WORK INSTRUCTIONS » List all the lines in these records that hold "this".

RECORDS SHOWN »
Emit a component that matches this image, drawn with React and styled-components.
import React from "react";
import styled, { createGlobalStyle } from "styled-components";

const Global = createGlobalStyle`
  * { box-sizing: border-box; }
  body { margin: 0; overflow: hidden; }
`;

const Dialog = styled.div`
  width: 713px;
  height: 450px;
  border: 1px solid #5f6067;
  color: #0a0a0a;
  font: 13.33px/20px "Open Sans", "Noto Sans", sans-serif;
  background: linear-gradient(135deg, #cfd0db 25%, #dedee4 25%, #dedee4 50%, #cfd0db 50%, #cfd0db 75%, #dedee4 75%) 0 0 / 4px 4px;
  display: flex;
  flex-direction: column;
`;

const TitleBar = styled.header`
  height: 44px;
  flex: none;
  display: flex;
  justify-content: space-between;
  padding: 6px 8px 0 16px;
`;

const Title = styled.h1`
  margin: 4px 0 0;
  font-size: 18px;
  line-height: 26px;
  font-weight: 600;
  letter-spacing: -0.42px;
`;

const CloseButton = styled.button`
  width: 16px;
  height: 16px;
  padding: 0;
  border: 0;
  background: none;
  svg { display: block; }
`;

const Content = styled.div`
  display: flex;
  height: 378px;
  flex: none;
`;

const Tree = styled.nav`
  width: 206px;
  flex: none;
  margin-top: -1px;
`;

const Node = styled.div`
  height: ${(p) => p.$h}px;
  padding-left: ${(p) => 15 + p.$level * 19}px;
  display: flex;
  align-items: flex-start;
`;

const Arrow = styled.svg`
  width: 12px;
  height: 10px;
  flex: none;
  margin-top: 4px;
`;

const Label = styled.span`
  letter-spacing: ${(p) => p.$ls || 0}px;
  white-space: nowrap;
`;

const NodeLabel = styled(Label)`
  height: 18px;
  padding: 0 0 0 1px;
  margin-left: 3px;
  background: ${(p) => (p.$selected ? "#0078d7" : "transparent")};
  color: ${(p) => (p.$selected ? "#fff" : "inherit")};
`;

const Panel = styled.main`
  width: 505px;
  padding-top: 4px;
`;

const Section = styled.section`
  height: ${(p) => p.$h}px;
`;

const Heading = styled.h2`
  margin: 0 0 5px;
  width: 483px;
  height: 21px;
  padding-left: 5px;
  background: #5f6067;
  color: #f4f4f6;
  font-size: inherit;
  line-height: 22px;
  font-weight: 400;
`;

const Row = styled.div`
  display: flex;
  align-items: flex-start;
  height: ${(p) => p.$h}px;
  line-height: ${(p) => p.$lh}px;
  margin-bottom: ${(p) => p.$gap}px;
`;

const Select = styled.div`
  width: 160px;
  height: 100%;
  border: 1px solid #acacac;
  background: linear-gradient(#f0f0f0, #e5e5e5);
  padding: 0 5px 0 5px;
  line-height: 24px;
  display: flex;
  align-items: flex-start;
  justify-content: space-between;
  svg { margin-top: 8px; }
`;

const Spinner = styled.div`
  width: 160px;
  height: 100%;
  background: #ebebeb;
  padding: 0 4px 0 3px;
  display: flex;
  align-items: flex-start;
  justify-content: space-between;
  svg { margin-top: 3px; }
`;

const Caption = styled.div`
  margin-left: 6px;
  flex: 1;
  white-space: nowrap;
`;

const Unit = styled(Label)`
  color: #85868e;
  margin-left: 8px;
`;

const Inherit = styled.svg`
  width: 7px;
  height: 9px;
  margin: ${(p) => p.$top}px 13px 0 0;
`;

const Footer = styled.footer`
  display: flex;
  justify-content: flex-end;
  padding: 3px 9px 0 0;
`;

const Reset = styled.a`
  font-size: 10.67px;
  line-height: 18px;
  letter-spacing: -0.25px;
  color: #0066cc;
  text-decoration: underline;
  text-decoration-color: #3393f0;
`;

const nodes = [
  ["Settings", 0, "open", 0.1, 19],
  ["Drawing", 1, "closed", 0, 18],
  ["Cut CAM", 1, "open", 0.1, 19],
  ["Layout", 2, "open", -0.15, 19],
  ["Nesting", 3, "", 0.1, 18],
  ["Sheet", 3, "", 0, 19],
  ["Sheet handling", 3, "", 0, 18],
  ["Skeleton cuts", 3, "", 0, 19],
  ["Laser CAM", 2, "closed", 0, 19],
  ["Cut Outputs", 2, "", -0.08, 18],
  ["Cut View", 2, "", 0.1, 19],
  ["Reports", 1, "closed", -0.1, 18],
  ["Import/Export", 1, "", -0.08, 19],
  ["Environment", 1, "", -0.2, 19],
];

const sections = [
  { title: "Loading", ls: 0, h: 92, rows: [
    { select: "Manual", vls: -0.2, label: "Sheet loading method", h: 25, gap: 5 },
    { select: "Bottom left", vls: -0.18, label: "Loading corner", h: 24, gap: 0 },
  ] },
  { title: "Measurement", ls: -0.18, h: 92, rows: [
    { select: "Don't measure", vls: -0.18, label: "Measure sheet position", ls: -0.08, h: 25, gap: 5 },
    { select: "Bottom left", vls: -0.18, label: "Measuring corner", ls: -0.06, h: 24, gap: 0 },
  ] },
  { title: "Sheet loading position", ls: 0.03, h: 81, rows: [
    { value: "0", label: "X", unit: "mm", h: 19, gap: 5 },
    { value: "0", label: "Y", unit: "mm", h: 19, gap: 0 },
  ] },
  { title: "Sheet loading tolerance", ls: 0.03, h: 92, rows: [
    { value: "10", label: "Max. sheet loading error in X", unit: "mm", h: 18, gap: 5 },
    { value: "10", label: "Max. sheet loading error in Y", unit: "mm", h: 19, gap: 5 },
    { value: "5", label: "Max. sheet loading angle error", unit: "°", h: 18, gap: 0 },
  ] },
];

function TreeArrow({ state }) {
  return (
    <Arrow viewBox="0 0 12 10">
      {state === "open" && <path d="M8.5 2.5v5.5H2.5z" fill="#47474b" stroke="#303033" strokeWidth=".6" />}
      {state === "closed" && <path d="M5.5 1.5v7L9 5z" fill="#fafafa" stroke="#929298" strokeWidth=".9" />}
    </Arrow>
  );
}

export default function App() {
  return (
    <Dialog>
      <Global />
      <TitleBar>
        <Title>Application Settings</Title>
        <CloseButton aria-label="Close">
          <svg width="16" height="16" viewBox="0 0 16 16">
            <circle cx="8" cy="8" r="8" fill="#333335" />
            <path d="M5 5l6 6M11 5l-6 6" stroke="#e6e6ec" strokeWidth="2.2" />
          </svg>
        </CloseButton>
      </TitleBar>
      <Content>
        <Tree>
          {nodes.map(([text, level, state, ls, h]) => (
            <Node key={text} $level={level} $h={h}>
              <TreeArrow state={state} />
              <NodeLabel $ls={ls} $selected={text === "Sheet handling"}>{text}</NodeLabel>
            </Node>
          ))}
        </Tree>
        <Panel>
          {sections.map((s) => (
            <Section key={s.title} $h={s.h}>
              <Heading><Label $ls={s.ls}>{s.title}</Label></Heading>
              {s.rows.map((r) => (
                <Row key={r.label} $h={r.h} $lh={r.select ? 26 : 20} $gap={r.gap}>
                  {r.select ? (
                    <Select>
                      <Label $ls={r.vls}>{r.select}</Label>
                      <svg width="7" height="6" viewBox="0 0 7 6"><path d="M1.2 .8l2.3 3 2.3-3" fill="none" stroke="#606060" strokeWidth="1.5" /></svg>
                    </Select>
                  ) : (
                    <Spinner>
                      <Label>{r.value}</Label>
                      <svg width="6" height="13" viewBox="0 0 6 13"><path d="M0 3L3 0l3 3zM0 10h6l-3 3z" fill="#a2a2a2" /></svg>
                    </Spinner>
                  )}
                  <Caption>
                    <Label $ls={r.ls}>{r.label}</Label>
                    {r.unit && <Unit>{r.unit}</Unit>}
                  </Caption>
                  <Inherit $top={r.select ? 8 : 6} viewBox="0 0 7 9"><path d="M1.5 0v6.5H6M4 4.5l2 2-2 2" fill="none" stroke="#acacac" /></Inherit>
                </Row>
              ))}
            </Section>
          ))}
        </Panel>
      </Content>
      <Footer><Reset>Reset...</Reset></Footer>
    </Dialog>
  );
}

* * *

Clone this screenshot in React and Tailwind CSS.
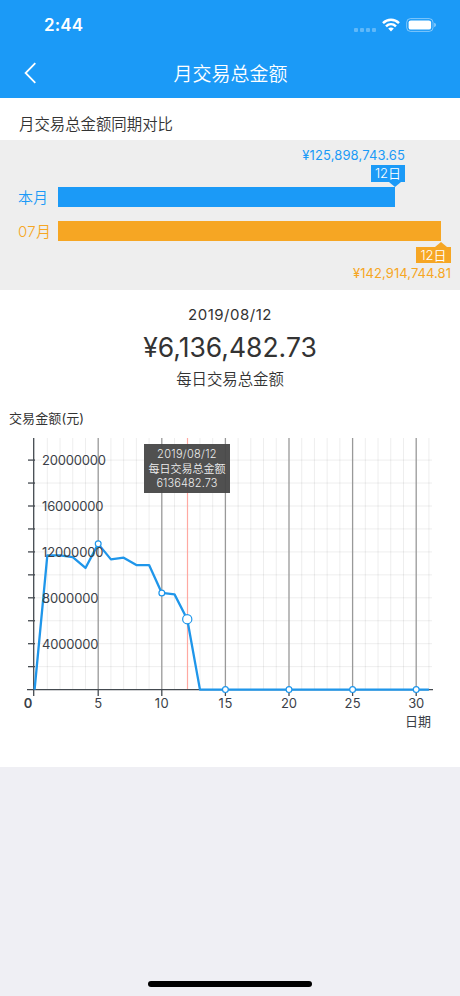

RESPONSE TO THE EXERCISE »
Emit a component that matches this image, drawn with React and styled-components.
Clone this screenshot in React and Tailwind CSS.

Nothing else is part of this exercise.